Further, an axial end surface portion 20 opposing to the leading end surface 4 of the outer ring 2 is provided all around an entire periphery of a bellows side end portion of the tubular portion 15. The axial end surface portion 20 is formed in a flush planer shape all around an entire periphery, however, is divided into an end surface portion 20a corresponding to the circumferential convex portion 16, and the other end surface portion 20b, and both the elements 20a and 20b are alternately arranged at three circumferential positions, respectively. The leading end surface 4a of the recess portion 3 of the outer ring 2 is opposed to the former convex portion corresponding end surface portion 20a.

In the structure mentioned above, when the large-diameter side mounting portion 12 of the boot 11 in FIGS. 2 and 3 is mounted to the outer peripheral side of the outer ring 2 in FIG. 1, the inner peripheral surface of the tubular portion 15 provided with the outer peripheral seal portion 17 is closely contacted with the outer peripheral surface of the outer ring 2, and in particular, the inner surface of the convex portion 16 is closely contacted with the outer surface of the recess portion 3 all around an entire surface. Accordingly, an improved sealing performance can be achieved, however, if a phase shift is generated between the outer ring 2 and the boot 11 due to some kind or another reason as mentioned above, a local circumferential gap is generated between the outer surface of the recess portion 3 and the inner surface of the convex portion 16, so that there is a risk that a lubricating grease (not shown) in an inner portion of the boot 11 leaks from the gap. Accordingly, the following seal structure is added to the boot 11 so as to prevent the grease from leaking even if the phase shift is generated between the outer ring 2 and the boot 11.

As shown in FIGS. 2 and 3, an end surface seal portion 21 is provided in each of the end surface portions 20a corresponding to the convex portions 16 in the axial end surface portions 20 of the large-diameter side mounting portion 12, and the end surface seal portion 21 is closely contacted with the leading end surface 4a of the recess portion 3 of the outer ring 2, where by a sealing performance is improved.

The end surface seal portion 21 is brought into close contact with the leading end surface 4a of the recess portion 3 of the outer ring 2 so as to rise a surface pressure, thereby achieving a seal effect with respect to the leading end surface 4a of the recess portion 3, and is formed in a lip shape or a bead shape as shown in FIG. 4 so as to elastically deform at a close contact time and generate a predetermined seal surface pressure on the basis of an elastic repulsion force.
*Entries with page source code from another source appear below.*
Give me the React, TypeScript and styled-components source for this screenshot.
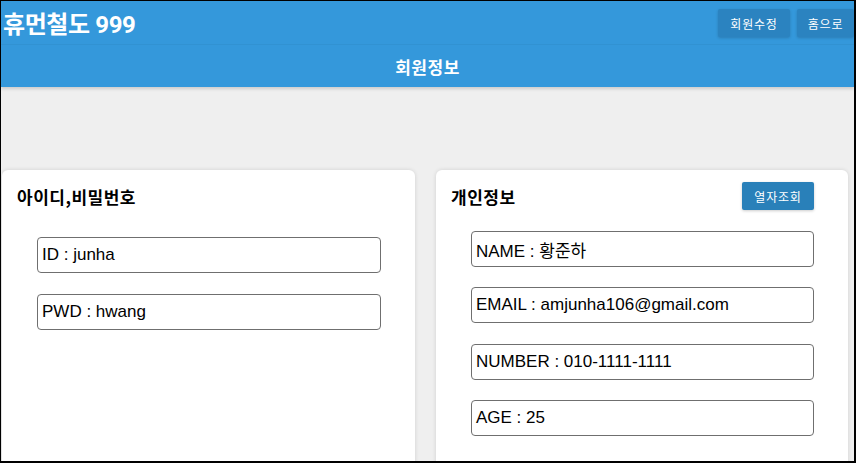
import React from "react";
import styled, { createGlobalStyle } from "styled-components";

const GlobalStyle = createGlobalStyle`
  html, body { margin: 0; padding: 0; background: #ffffff; }
  * { box-sizing: border-box; }
`;

const Frame = styled.div`
  width: 856px;
  height: 463px;
  border-style: solid;
  border-color: #000;
  border-width: 1px 2px 2px 1px;
  background: #efefef;
  overflow: hidden;
  display: flex;
  flex-direction: column;
  font-family: "Liberation Sans", "Noto Sans CJK KR", sans-serif;
`;

const Header = styled.header`
  background: #3498db;
  box-shadow: 0 2px 3px rgba(0, 0, 0, 0.15);
  position: relative;
  z-index: 1;
  flex-shrink: 0;
`;

const TopBar = styled.div`
  height: 44px;
  display: flex;
  align-items: center;
  justify-content: space-between;
  padding: 0 0 0 2px;
  border-bottom: 1px solid rgba(0, 0, 0, 0.04);
`;

const Brand = styled.h1`
  margin: 0;
  color: #fff;
  font-family: "Roboto", "Noto Sans CJK KR", sans-serif;
  font-size: 24px;
  font-weight: 700;
  letter-spacing: -0.4px;
`;

const NavButtons = styled.div`
  display: flex;
  gap: 7px;
  align-self: flex-start;
  margin-top: 8px;
`;

const NavButton = styled.button<{ $w: number }>`
  width: ${(p) => p.$w}px;
  height: 28px;
  border: none;
  border-radius: 2px;
  background: #2b83c0;
  color: #fff;
  font-family: "Noto Sans CJK KR", sans-serif;
  font-size: 12px;
  letter-spacing: 0.8px;
  box-shadow: 0 1px 3px rgba(0, 0, 0, 0.18);
  padding: 0;
  cursor: pointer;
`;

const SubBar = styled.div`
  height: 42px;
  display: flex;
  align-items: center;
  justify-content: center;
  color: #fff;
  font-family: "Noto Sans CJK KR", sans-serif;
  font-size: 17px;
  font-weight: 700;
  letter-spacing: 0.5px;
`;

const Main = styled.main`
  flex: 1;
  display: grid;
  grid-template-columns: 413px 412px;
  column-gap: 21px;
  padding: 83px 0 0 1px;
`;

const Card = styled.section`
  background: #fff;
  border-radius: 6px;
  box-shadow: 0 0 4px rgba(0, 0, 0, 0.13);
  height: 320px;
  padding: 12px 34px 0 15px;
`;

const CardHead = styled.div`
  height: 28px;
  display: flex;
  align-items: center;
  justify-content: space-between;
`;

const CardTitle = styled.h2`
  margin: 0;
  font-family: "Noto Sans CJK KR", sans-serif;
  font-size: 17px;
  font-weight: 700;
  letter-spacing: 0.5px;
  color: #000;
`;

const ActionButton = styled.button`
  width: 72px;
  height: 28px;
  border: none;
  border-radius: 2px;
  background: #2980b9;
  color: #fff;
  font-family: "Noto Sans CJK KR", sans-serif;
  font-size: 12px;
  letter-spacing: 0.8px;
  box-shadow: 0 1px 3px rgba(0, 0, 0, 0.2);
  padding: 0;
`;

const FieldList = styled.div<{ $top: number; $gap: number }>`
  display: flex;
  flex-direction: column;
  gap: ${(p) => p.$gap}px;
  margin: ${(p) => p.$top}px 0 0 20px;
`;

const Field = styled.div`
  height: 36px;
  border: 1px solid #6f6f6f;
  border-radius: 4px;
  display: flex;
  align-items: center;
  padding: 0 4px;
  font-family: "Liberation Sans", "Noto Sans CJK KR", sans-serif;
  font-size: 17px;
  color: #000;
  white-space: nowrap;
`;

export default function App() {
  return (
    <>
      <GlobalStyle />
      <Frame>
        <Header>
          <TopBar>
            <Brand>휴먼철도 999</Brand>
            <NavButtons>
              <NavButton $w={72}>회원수정</NavButton>
              <NavButton $w={57}>홈으로</NavButton>
            </NavButtons>
          </TopBar>
          <SubBar>회원정보</SubBar>
        </Header>
        <Main>
          <Card>
            <CardHead>
              <CardTitle>아이디,비밀번호</CardTitle>
            </CardHead>
            <FieldList $top={27} $gap={21}>
              <Field>ID : junha</Field>
              <Field>PWD : hwang</Field>
            </FieldList>
          </Card>
          <Card>
            <CardHead>
              <CardTitle>개인정보</CardTitle>
              <ActionButton>열자조회</ActionButton>
            </CardHead>
            <FieldList $top={21} $gap={20.4}>
              <Field>NAME : 황준하</Field>
              <Field>EMAIL : amjunha106@gmail.com</Field>
              <Field>NUMBER : 010-1111-1111</Field>
              <Field>AGE : 25</Field>
            </FieldList>
          </Card>
        </Main>
      </Frame>
    </>
  );
}
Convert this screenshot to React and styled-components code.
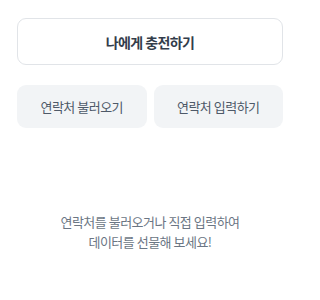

A rising direction of the lip or the bead is set to one direction in an axial direction from the end surface portion 20a.

Since the existence of the end surface seal portion 21 is hard to be understood in the front view of the boot 11 in FIG. 2, dots are added to the end surface seal portion 21. Then, a description will be again given of the structure of the boot 11 in accordance with FIG. 2.

The convex portion 16 is provided at three circumferential positions on the inner peripheral surface of the tubular portion 15 in the large-diameter side mounting portion 12 of the boot 11, and the axial end surface portion 20 is provided all around an entire periphery so as to thread out the inner peripheral surface of the tubular portion 15 and the inner surface of the convex portion 16. The axial end surface portion 20 is divided into the end surface portion 20a corresponding to the circumferential convex portion 16, and the other end surface portion 20b, and both the elements 20a and 20b are alternately arranged at three circumferential positions, respectively. In the drawing, the former convex portion corresponding end surface portion 20a is provided between points P1 and P2, between points P3 and P4 and between points P5 and P6 on the circumference, and the latter other end surface portion 20b is provided between points P2 and P3, between points P4 and P5 and between points P6 and P1.

Further, since the end surface seal portion 21 is provided in each of the former convex portion corresponding end surface portion 20a, and the end surface portion 20a corresponding to the convex portion 16 is provided at three circumferential positions, the end surface seal portion 21 is provided at three circumferential positions in correspondence thereto. Each of the end surface seal portions 21 is formed in an inward convex circular arc shape along the curve of the convex portion 16 as seen from a direction in FIG. 2, and both end portions in a longitudinal direction respectively reach an inner peripheral surface of the tubular portion 15 so as to be connected thereto. Further, each of the end surface seals 21 is brought into close contact with the leading end surface 4a of the recess portion 3 of the outer ring 2 so as to form a band shape as shown by a dotted line in FIG. 1.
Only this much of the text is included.